I opened my mouth to deny it, insist he didn’t owe me anything, but that was part of what Alpha Grove was working on, wasn’t it? We had cared for Dante, when we’d been put in a position where some packs would not have been so kind. When, likely, his own pack would not have been so kind—even to him, let alone one of us.
As toxic as it was, people were raised to think that if someone did something for them, they were required to repay the favor. And insisting that nothing was owed didn’t remove the feeling of debt. It just added another layer of guilt, and sometimes made things even worse.

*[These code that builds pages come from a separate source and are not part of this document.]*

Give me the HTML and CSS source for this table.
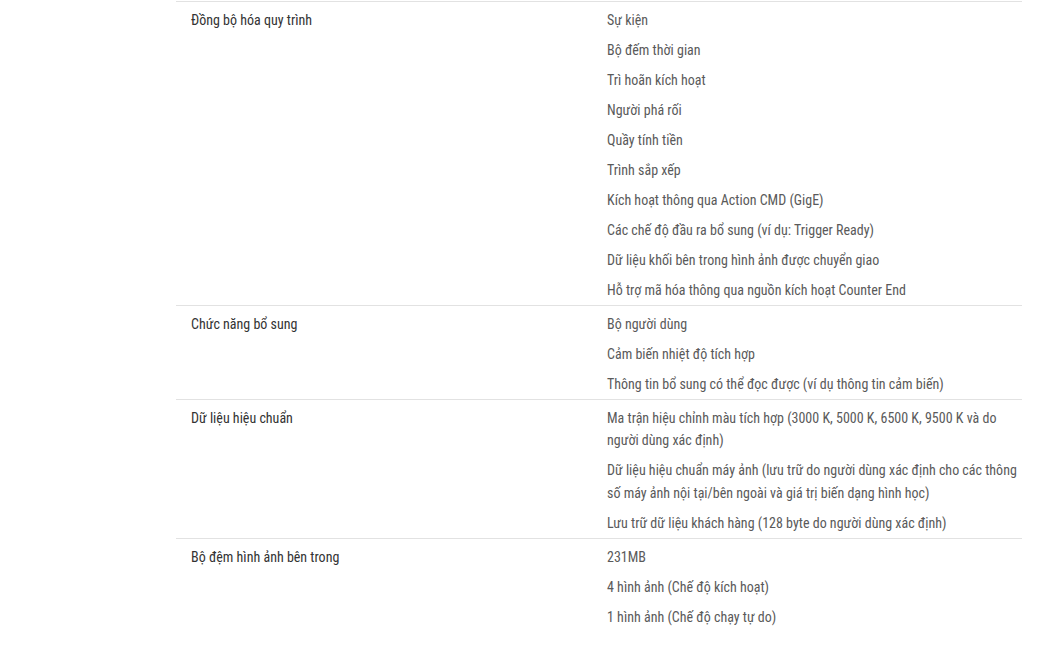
FILE: index.html
```html
<!DOCTYPE html>
<html lang="vi">
<head>
  <meta charset="UTF-8" />
  <title>Thông số kỹ thuật</title>
  <link rel="stylesheet" href="styles.css">
</head>
<body>

<div class="specs">

  <div class="spec-row">
    <div class="spec-name">Đồng bộ hóa quy trình</div>
    <div class="spec-values">
      <p>Sự kiện</p>
      <p>Bộ đếm thời gian</p>
      <p>Trì hoãn kích hoạt</p>
      <p>Người phá rối</p>
      <p>Quầy tính tiền</p>
      <p>Trình sắp xếp</p>
      <p>Kích hoạt thông qua Action CMD (GigE)</p>
      <p>Các chế độ đầu ra bổ sung (ví dụ: Trigger Ready)</p>
      <p>Dữ liệu khối bên trong hình ảnh được chuyển giao</p>
      <p>Hỗ trợ mã hóa thông qua nguồn kích hoạt Counter End</p>
    </div>
  </div>

  <div class="spec-row">
    <div class="spec-name">Chức năng bổ sung</div>
    <div class="spec-values">
      <p>Bộ người dùng</p>
      <p>Cảm biến nhiệt độ tích hợp</p>
      <p>Thông tin bổ sung có thể đọc được (ví dụ thông tin cảm biến)</p>
    </div>
  </div>

  <div class="spec-row">
    <div class="spec-name">Dữ liệu hiệu chuẩn</div>
    <div class="spec-values">
      <p>Ma trận hiệu chỉnh màu tích hợp (3000 K, 5000 K, 6500 K, 9500 K và do người dùng xác định)</p>
      <p>Dữ liệu hiệu chuẩn máy ảnh (lưu trữ do người dùng xác định cho các thông số máy ảnh nội tại/bên ngoài và giá trị biến dạng hình học)</p>
      <p>Lưu trữ dữ liệu khách hàng (128 byte do người dùng xác định)</p>
    </div>
  </div>

  <div class="spec-row">
    <div class="spec-name">Bộ đệm hình ảnh bên trong</div>
    <div class="spec-values">
      <p>231MB</p>
      <p>4 hình ảnh (Chế độ kích hoạt)</p>
      <p>1 hình ảnh (Chế độ chạy tự do)</p>
    </div>
  </div>

</div>

</body>
</html>
```

FILE: styles.css
```css
body {
  margin: 0;
  padding-top: 1px;
  background-color: #fff;
  font-family: "Roboto Condensed", "Liberation Sans Narrow", "DejaVu Sans Condensed", Roboto, sans-serif;
  font-size: 14px;
  line-height: 22.5px;
}

.specs {
  width: 846px;
  margin-left: 176px;
}

.spec-row {
  display: grid;
  grid-template-columns: 416px 1fr;
  border-top: 1px solid #e2e2e2;
  padding-top: 3px;
}

.spec-name {
  padding: 3.75px 15px;
  color: #333;
}

.spec-values {
  padding: 0 2px 0 15px;
  color: #5a5a5a;
}

.spec-values p {
  margin: 0;
  padding: 3.75px 0;
}
```
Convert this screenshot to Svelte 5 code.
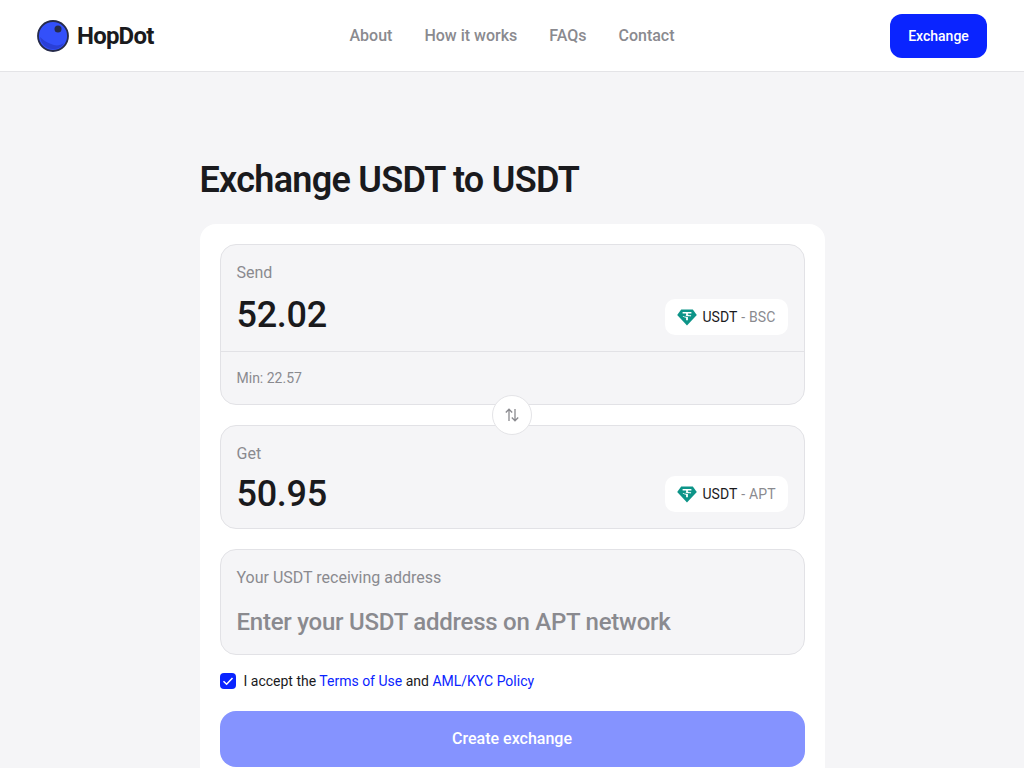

Besides, there was absolutely no way I was going to turn down an offer to eat lunch with Dante Reid. He wasn’t just kind and soft-spoken and one of the most handsome alphas I’d ever met. He actually seemed to like me. Me. Tiny, useless Skye, who was too fragile to touch to the point that his own mother rarely hugged him for fear he’d break. Linden had long been the only exception to that rule.
But now there was Dante. He didn’t treat me like I was unbreakable or anything. Just like I was any other omega in the world, and not sad, lonely, porcelain Skye.
I patted the side of the desk that had a nice chair next to it. “Well in that case, come have a seat. What exactly are you going to be doing for Linden?” I asked, to keep myself from spewing the rest of the overemotional drivel running through my head. “You said working with Ridge? Are they going to have you working the farm?”
He blanched, and we both glanced down at his midsection, but he shook his head. Sitting down in the chair nearest me, he pulled out two sandwiches, setting one of them in front of me. “I don’t think so. He said probably lab work. I’m okay at that, so maybe I’ll be able to help. Don’t know that I’d be a lot of help on a farm, even without the stitches.”
I shrugged as I unwrapped my sandwich, pausing to take in the scent of it. Then stopping to take another long sniff of the air. For the first time since he’d come to the clinic, there was a real hint of Dante’s scent. It had always been smothered by blood and antiseptic and medication, but now, he was starting to smell like man. Like alpha. Like amber and like the tall pine trees that covered Reid territory, as though they had seeped into his blood, and even now, weeks removed from being on Reid land, it was still inside him.
He seemed to take my long silence as though I was waiting for more, and ducked his head, staring down at his own food. “I’ve never been much with my hands. I, um, I like science.”
Pausing mid-bite, I grinned at him. “Me too! I wanted to go to school for psychology, but—” Darn it. Why did my whole life have to revolve around my illness? Why couldn’t I have just this one person who didn’t think of me as Skye-who-had-the-Condition, but just... Skye? I sighed and bit back my irritation. It wasn’t his fault. “I can’t really leave pack lands without a keeper. The Condition.”
His eyes went round and scraped down me, as though he was seeing me again for the first time. It left me raw and smarting, my eyes stinging. He wouldn’t be back for lunch again, of course. Not unless it was out of pity.
Instead of asking about my illness or changing the subject and not looking me in the eye ever again, he nodded. “That’s why the healthy diet.”
I nodded, taking a giant bite of my wrap. He mirrored it with one of his own, still nodding, his eyes staring off somewhere past my shoulder. When he finished the bite, he looked back at me. “I think what Alpha Grove wants me to work on is hunting down what’s causing the Condition. It’s what he implied.”
“Sterling,” I agreed. “We think it’s something Sterling is using on their plants. Just getting near one of their farms made Claudia collapse last month, and she’d never been sick before her second term.”
“The pack’s second?” he asked. “Pregnant?”